| Problem to solve |
Pull out every line from the listing that has the word "components".

| Task inputs |
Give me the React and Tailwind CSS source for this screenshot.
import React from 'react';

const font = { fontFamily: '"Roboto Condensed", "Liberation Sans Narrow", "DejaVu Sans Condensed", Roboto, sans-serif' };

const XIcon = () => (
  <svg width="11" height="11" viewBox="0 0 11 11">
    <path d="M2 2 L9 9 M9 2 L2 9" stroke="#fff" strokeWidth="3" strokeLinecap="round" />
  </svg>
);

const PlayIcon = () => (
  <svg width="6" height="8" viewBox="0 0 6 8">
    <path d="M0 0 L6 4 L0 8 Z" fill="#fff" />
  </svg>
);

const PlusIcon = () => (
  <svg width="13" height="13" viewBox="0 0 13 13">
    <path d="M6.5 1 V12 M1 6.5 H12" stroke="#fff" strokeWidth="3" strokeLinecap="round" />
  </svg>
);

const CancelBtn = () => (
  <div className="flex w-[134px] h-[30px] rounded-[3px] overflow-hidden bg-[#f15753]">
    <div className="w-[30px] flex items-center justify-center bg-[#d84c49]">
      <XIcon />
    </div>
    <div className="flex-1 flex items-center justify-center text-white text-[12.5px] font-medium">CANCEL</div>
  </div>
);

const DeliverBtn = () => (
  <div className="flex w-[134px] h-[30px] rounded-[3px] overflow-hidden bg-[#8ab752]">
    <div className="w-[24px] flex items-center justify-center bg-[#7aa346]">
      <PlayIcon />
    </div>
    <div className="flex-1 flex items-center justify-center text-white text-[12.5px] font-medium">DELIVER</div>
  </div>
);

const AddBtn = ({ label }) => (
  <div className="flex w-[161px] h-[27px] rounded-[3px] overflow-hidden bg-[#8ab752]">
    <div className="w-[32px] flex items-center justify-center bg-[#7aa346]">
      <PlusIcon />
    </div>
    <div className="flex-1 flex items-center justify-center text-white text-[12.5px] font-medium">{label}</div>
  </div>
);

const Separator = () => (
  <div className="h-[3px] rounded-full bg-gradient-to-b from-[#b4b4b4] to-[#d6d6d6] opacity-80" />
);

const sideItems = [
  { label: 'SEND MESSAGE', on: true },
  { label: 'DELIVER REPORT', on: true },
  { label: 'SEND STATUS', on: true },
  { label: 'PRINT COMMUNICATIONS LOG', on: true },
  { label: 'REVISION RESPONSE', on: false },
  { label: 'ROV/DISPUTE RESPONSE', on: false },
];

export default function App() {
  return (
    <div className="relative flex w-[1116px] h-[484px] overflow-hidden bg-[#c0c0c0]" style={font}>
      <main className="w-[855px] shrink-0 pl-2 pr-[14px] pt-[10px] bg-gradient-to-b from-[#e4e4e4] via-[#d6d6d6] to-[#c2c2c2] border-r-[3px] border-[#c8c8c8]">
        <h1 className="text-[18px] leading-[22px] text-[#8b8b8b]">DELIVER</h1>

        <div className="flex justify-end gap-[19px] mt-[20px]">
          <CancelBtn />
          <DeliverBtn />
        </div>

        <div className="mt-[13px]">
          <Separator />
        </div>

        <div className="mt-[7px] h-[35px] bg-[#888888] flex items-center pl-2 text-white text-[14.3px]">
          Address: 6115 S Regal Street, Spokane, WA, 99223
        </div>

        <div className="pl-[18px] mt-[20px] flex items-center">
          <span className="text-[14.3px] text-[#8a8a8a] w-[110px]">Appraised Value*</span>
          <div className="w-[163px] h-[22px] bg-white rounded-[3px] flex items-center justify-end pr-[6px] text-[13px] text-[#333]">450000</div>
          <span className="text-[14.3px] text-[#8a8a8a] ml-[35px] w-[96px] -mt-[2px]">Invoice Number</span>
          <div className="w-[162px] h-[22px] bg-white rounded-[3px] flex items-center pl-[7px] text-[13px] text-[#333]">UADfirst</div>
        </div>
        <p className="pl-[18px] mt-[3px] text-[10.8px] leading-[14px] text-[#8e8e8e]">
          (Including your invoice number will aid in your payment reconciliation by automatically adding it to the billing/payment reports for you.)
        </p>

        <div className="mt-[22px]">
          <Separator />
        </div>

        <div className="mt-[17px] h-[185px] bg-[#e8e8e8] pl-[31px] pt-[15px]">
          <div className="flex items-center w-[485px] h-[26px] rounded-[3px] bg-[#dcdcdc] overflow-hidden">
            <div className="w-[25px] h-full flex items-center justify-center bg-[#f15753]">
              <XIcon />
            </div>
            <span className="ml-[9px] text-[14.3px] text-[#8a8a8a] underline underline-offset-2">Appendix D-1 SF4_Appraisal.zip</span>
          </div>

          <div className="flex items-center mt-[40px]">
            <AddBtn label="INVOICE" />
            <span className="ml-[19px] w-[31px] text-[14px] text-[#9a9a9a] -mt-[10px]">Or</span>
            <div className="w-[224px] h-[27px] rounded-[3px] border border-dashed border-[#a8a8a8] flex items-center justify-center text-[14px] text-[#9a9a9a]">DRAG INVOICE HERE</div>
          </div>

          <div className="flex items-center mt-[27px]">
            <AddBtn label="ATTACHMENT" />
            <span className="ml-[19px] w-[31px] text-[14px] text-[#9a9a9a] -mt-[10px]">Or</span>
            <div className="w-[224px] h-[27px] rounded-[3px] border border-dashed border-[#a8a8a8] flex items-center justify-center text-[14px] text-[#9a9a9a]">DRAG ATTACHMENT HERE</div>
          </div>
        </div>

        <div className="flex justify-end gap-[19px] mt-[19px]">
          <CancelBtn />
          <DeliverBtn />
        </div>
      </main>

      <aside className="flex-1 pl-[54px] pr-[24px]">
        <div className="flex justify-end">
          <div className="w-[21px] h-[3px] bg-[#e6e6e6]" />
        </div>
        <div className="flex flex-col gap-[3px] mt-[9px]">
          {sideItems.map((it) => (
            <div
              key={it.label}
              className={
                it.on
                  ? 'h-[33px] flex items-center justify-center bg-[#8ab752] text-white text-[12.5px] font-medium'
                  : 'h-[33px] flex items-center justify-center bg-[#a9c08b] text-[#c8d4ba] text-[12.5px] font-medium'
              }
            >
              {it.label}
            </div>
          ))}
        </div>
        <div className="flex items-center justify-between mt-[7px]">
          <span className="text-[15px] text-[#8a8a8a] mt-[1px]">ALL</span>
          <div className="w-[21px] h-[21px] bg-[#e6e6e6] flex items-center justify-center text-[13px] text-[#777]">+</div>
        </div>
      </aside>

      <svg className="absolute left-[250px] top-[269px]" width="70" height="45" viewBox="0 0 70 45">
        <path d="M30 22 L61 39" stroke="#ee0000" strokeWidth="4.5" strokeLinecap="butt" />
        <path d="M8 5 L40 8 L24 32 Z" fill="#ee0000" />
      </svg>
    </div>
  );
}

--

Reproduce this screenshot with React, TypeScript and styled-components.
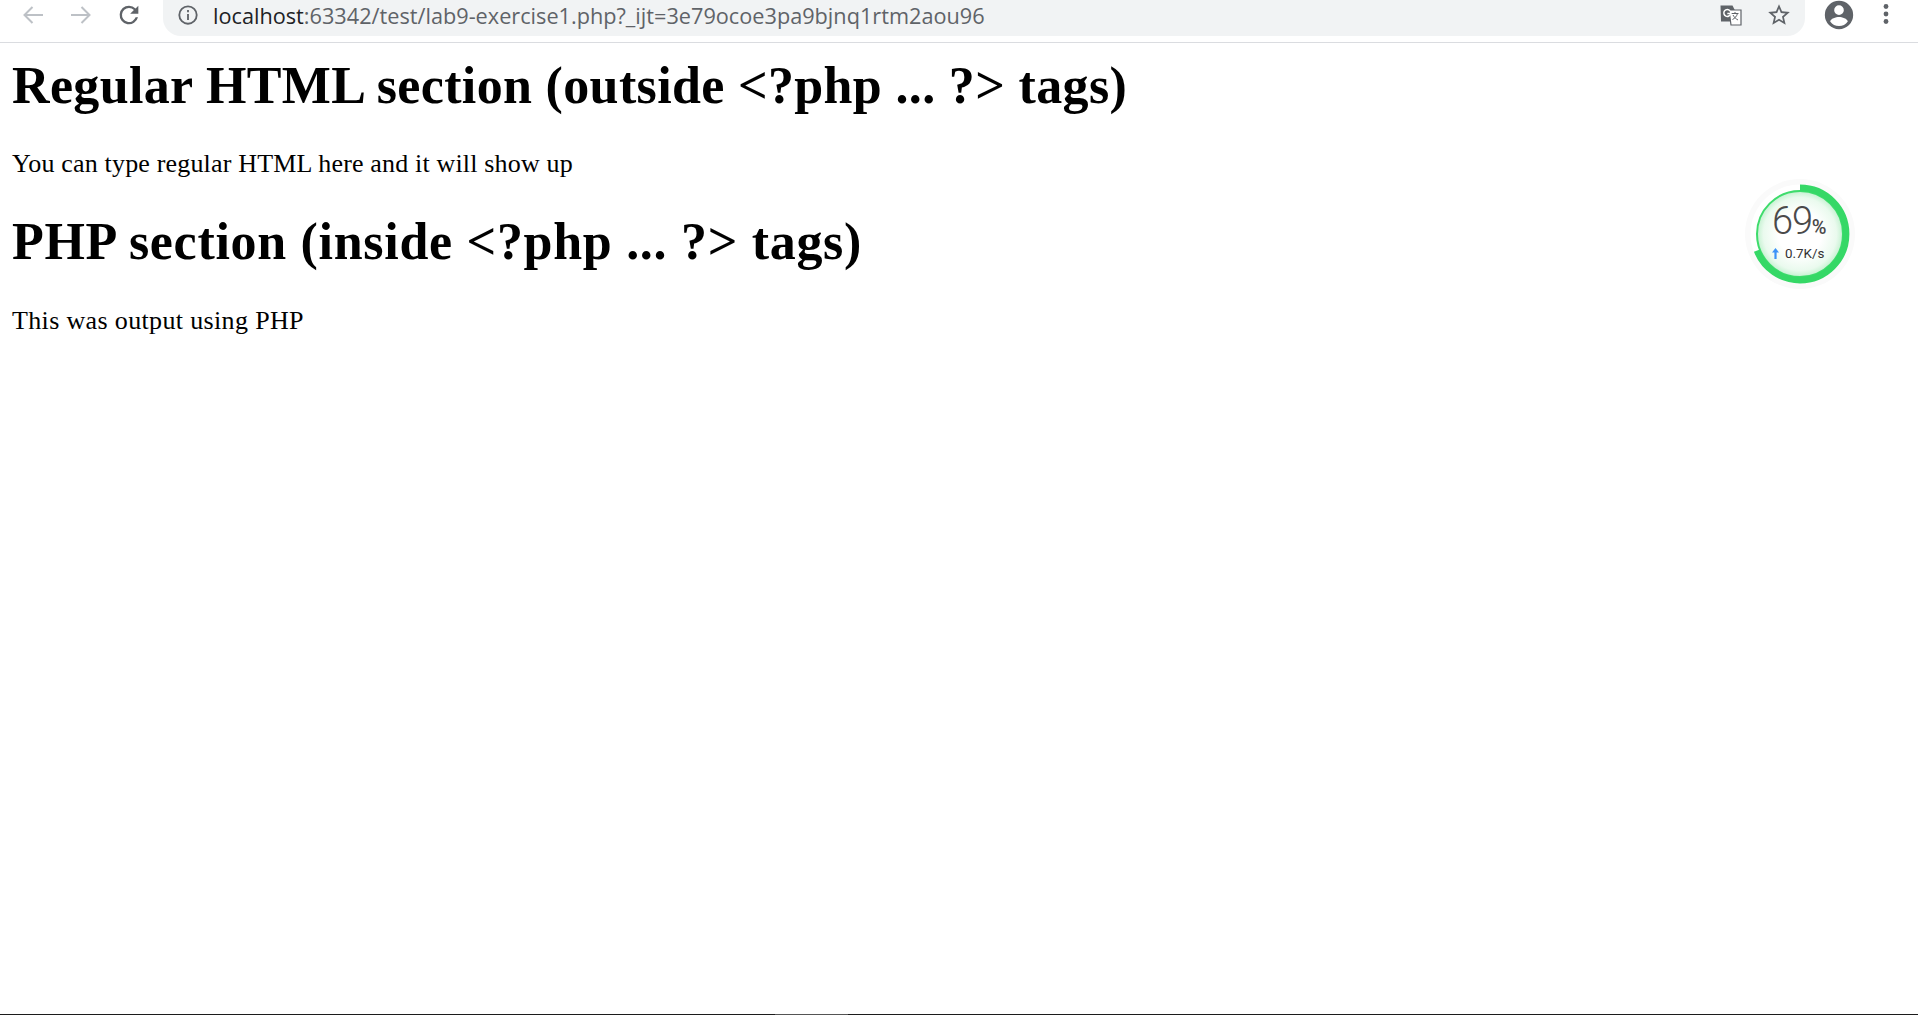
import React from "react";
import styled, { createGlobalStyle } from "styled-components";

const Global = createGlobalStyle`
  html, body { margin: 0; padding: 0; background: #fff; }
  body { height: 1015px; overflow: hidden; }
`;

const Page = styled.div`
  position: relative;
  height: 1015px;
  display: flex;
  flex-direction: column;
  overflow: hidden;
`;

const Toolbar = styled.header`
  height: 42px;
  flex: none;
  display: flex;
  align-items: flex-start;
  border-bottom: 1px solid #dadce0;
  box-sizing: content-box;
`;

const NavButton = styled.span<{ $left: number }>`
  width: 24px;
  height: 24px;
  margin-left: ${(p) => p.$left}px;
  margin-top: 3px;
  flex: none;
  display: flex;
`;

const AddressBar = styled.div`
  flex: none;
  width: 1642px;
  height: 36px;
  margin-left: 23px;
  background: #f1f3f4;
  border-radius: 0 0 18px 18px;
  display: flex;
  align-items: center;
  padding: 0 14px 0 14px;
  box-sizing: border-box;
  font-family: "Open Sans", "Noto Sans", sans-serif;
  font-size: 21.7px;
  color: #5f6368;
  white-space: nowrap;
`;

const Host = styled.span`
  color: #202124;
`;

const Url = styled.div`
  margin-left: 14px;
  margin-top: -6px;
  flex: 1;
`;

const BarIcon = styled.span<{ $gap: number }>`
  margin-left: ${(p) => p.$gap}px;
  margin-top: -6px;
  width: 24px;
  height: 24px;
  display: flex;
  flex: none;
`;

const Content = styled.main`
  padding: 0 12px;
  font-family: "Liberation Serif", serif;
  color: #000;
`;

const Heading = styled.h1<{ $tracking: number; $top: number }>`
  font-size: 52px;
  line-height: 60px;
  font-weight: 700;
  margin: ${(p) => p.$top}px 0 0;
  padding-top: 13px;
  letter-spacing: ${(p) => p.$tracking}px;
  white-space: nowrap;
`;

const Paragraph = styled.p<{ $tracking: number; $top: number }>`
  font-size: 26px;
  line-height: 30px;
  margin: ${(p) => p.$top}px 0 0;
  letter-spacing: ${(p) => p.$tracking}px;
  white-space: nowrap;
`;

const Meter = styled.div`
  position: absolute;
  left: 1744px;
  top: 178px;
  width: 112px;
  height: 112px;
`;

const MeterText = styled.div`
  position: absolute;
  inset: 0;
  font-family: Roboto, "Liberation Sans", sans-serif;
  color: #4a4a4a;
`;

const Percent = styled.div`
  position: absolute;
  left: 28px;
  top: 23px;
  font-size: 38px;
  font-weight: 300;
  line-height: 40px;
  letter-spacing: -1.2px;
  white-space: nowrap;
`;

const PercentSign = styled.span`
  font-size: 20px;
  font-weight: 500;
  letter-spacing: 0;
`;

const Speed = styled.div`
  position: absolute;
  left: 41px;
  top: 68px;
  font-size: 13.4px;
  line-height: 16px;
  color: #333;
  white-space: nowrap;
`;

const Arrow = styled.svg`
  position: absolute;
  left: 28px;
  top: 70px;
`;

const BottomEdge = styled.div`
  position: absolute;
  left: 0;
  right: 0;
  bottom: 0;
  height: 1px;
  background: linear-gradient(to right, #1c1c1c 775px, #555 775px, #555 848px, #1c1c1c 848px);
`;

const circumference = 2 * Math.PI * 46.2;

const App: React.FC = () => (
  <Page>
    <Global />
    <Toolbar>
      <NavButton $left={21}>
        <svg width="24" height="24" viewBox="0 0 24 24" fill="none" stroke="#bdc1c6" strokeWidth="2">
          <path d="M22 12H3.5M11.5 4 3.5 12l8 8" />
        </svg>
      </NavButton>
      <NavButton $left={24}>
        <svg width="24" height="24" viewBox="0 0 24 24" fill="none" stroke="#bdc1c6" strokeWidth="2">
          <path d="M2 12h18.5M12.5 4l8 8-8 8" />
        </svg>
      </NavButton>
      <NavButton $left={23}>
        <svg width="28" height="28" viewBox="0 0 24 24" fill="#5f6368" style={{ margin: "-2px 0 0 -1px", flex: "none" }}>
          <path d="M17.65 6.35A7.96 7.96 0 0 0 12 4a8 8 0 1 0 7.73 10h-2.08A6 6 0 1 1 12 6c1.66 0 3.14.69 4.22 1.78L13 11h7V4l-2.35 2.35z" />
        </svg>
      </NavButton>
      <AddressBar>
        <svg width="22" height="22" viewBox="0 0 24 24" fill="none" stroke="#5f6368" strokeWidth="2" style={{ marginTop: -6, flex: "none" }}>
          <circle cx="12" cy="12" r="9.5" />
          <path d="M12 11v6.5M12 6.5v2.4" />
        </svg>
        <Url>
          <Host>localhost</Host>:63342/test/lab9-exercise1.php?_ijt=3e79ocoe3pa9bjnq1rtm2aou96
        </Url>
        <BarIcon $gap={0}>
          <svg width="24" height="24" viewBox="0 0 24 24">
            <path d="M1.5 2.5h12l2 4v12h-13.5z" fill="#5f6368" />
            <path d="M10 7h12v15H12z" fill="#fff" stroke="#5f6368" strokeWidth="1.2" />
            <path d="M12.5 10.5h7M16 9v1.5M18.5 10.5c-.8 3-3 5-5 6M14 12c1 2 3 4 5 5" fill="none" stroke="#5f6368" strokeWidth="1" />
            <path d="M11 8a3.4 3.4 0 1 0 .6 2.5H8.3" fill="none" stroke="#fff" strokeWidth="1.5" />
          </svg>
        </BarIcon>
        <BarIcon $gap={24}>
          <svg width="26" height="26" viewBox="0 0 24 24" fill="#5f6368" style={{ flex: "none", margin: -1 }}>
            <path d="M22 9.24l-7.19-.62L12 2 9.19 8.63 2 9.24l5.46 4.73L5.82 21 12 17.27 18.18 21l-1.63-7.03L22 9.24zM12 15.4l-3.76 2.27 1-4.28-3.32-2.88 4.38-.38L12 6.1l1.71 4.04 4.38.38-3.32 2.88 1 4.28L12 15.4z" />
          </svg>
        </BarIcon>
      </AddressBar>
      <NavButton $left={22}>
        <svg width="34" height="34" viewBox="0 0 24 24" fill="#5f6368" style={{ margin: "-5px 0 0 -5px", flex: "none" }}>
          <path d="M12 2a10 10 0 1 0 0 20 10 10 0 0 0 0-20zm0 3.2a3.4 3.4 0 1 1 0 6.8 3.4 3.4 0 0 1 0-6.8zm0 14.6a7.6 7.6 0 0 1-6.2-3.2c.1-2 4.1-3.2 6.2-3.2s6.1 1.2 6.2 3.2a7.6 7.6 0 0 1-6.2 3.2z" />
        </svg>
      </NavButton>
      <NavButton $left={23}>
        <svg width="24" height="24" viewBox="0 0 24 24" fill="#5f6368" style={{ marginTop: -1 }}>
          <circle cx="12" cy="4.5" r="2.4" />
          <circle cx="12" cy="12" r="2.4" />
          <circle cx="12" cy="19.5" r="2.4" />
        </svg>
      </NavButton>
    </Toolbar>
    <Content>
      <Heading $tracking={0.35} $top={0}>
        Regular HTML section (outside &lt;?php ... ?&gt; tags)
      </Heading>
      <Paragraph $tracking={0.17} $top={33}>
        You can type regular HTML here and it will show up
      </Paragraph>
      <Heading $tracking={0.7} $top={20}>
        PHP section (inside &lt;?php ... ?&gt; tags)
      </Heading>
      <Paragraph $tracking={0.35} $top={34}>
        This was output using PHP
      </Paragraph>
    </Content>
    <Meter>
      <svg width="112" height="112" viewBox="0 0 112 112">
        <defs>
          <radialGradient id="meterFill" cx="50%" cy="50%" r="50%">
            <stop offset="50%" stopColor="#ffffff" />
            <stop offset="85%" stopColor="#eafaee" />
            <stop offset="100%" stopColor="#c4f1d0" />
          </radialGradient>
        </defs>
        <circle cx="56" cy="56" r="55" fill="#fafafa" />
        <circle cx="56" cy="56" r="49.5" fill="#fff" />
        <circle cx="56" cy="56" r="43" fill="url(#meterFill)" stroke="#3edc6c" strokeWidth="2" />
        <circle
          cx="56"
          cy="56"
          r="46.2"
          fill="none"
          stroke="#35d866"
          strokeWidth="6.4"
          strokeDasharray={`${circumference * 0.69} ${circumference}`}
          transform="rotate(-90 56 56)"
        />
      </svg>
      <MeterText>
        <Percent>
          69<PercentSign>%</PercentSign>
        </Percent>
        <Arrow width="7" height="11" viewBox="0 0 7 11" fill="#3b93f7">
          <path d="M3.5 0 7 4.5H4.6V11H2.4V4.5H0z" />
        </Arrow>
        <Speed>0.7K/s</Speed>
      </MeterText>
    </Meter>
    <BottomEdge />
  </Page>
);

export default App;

| Solved problem |
Reproduce this screenshot with React, TypeScript and styled-components.
import styled, { createGlobalStyle } from "styled-components";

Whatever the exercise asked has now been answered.